Yellow Zone (Caution) : 65°C – 75°C. At this point, increase inspection frequency. Check if grease has dried out, listen for abnormal noises, and verify that the cooling water system is unobstructed.
Red Zone (Danger) : ≥ 80°C. Immediately stop the machine for inspection. Above 85°C, bearing clearance decreases sharply, the cage may deform, and there's a risk of seizure or burnout at any moment. If this occurs, repair costs can reach tens of thousands of yuan, and downtime losses are immeasurable.
Low-Cost Early Warning Solution:
You don't need an expensive online monitoring system. Simply apply self-adhesive temperature-indicating patches (or temperature-indicating crayons) to the front and rear bearing housings of each mill. When the temperature reaches the set value, the patch permanently changes color, allowing inspectors to instantly identify problem points and eliminate accidents before they happen.
3. Early Detection of Screen Breakage: Build a Defense Line with "Eyes + Touch"
Once a screen in a plansifter breaks, it's disastrous-it not only disrupts flour classification but also allows bran to enter the flour, causing a batch quality incident.
Detect problems before they occur:
Daily "Flashlight Inspection" : With the machine stopped, open the sieve box door and shine a flashlight from underneath the screen. If you see obvious bright spots of light from above, the mesh has worn thin or developed pinholes.
"Palm Touch Method" : Gently press the screen surface with your palm and slide it slowly. A normal screen surface is flat and resilient. If you feel bumps or "bulges," the screen is locally loose or has uneven tension and is about to break.
"Grittiness" in Flour : If finished flour occasionally contains fine rough particles and ash content rises slightly, after ruling out roll issues, immediately inspect the screens for tiny tears.
Hard Indicators for Screen Replacement:
Silk/Nylon Screens: Must be mandatorily replaced after 800–1,000 hours (about 3 months) of actual use. Even without visible damage, their sifting efficiency has already seriously declined.
Wire Mesh Screens: Must be scrapped when the elongation exceeds 2% of the original size, or when obvious "trumpet-shaped" worn holes appear.
4. Wearing Parts Lifecycle Management: One Checklist for the Entire Plant
Converting the above experience into executable actions is the key to effective management. Below is a streamlined version of the "Daily/Weekly/Monthly Inspection Checklist for Key Wearing Parts in a Flour Mill" :
✅ Daily Must-Checks (before startup / after shutdown, 5 minutes):
Is the running current of the roller mill within the normal fluctuation range?
Touch the bearing end caps with the back of your hand-are they noticeably hot? (Or spot-check with an infrared thermometer.)
Does the plansifter have any abnormal shaking or knocking sounds during operation?
Check the pre-cleaner screens for any damage or material leakage.
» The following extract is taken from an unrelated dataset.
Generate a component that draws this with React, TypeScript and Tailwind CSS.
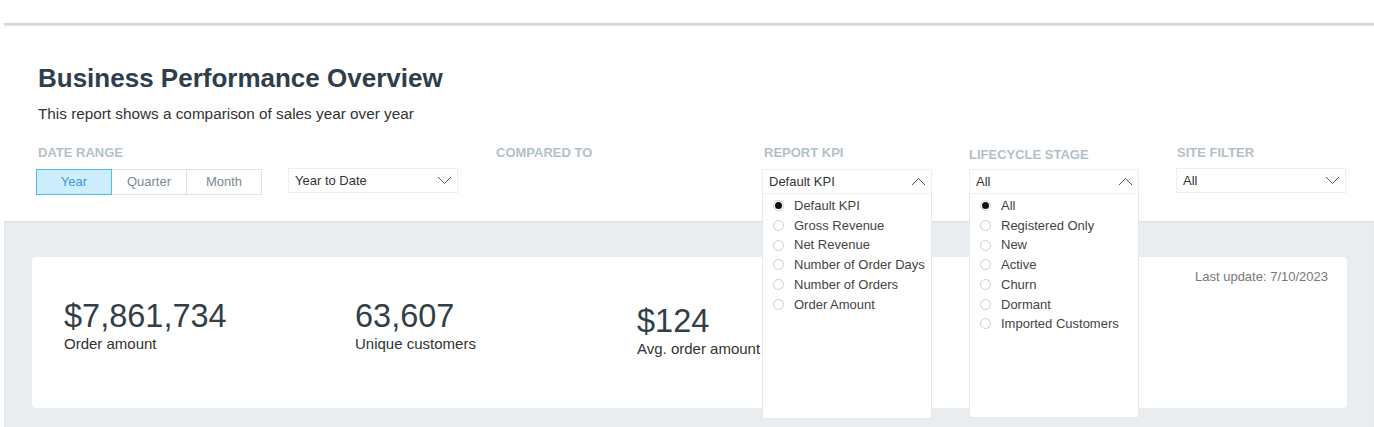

✅ Weekly Special Inspections (during scheduled maintenance shutdown, 30 minutes):
Use a flashlight to thoroughly inspect all plansifter screen compartments for light penetration; record suspected break points.
Auscultate roller mill bearing sounds (using a simple stethoscope rod)-distinguish between normal "rustling" and abnormal "clunking" impact noises.
Check all drive belt tension and wear; adjust or mark belts that need replacement.
✅ Monthly Assessments (combined with production data):
Compile cumulative operating hours for each roll pair; project the expected re-fluting date and schedule service in advance.
Summarize the number and causes of unplanned downtime events during the month; analyze wearing parts failure modes.
Calibrate all temperature and pressure gauges to ensure accurate readings.
Conclusion: The Role Change from "Firefighter" to "Health Physician"
An excellent flour mill manager is never a firefighter running around "putting out fires," but rather a "health physician" who thoroughly understands the temperament of the equipment. The essence of wearing parts lifecycle management is doing the right thing at the most economical moment-neither replacing prematurely (causing waste) nor delaying replacement (causing accidents).
Establishing scientific replacement standards and routine inspection systems not only significantly reduces losses from sudden downtime but also extends the overall service life of your equipment. When you can precisely predict the replacement date for every pair of rolls and the service life end for every bearing, your plant possesses the most core competitive advantage in this industry-stable and controllable profitability.